Ici, la grande différence tenait à la technique de pierre d’une part et au fait de créer un bâtiment dans son entièreté d’autre part. Suchaillou m’a poussée dans mes retranchements, j’ai aimé le frisson et le doute qui m’ont animée pendant tout le projet. Pendant plusieurs mois, Suchaillou a été mon projet préféré, le plus étonnant, le plus excitant de tous. Nul doute qu’il gardera toujours une place particulière dans ma carrière de designer.

Faire une œuvre d’art refuge ouverte à tous répond à ma conviction que le design doit être accessible, qu’on doit tous pouvoir profiter d’un endroit accueillant et bien conçu sans avoir à payer. C’est la même motivation qui m’anime quand je conçois des espaces d’accueil ou quand je dessine des bancs d’église, par exemple.

Quels liens avez-vous tissés sur ce territoire avec les différents partenaires ?

Les relations avec l’ensemble des partenaires ont été un élément clé du projet, de sa réussite et aussi du plaisir à le réaliser. Je me suis sentie portée par l’ensemble de l’équipe. Évidemment par Derrière Le Hublot. Et par Jean-Pierre Sabatier, le maire, qui sait trouver des pierres tout en conduisant le bus scolaire et en résolvant mille choses dans sa commune. Le projet n’aurait pas été le même sans l’élan collectif, qui a impliqué les voisins, des lycéens… Et bien sûr, rien n’aurait été possible sans les artisans exceptionnels chargés de la construction, particulièrement le murailler François Januel et son équipe, le charpentier David Michel, la carrière du Pertuis pour la taille de pierre. Ils ont absorbé le projet et l’ont brillamment restitué, pierre par pierre. Il est maintenant plus le leur que le mien et je m’en réjouis.

Quand le projet a été officiellement présenté aux habitants, on m’a beaucoup dit «c’est ça qu’on voulait». Or, personne ne m’a donné de cahier des charges formel précis, ni de suggestion particulière.

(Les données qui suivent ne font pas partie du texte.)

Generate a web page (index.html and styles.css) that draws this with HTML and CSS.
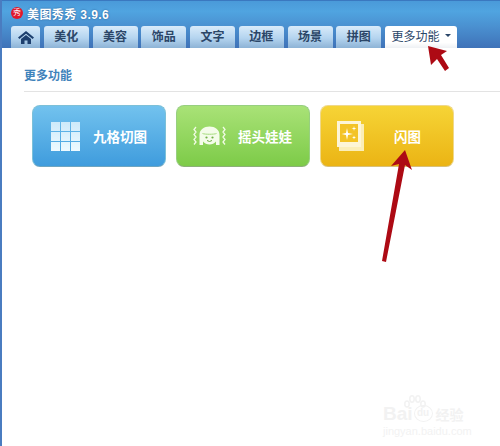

Devant ces réactions et en voyant chacun s’approprier Suchaillou, j’ai compris que j’avais réussi à concrétiser les ondes sismiques de Raffy. Un artiste c’est une personne à l’affût, une éponge qui écoute et capte les énergies en présence. À chaque étape du projet, j’ai tenté d’être une équipière au service d’un désir commun.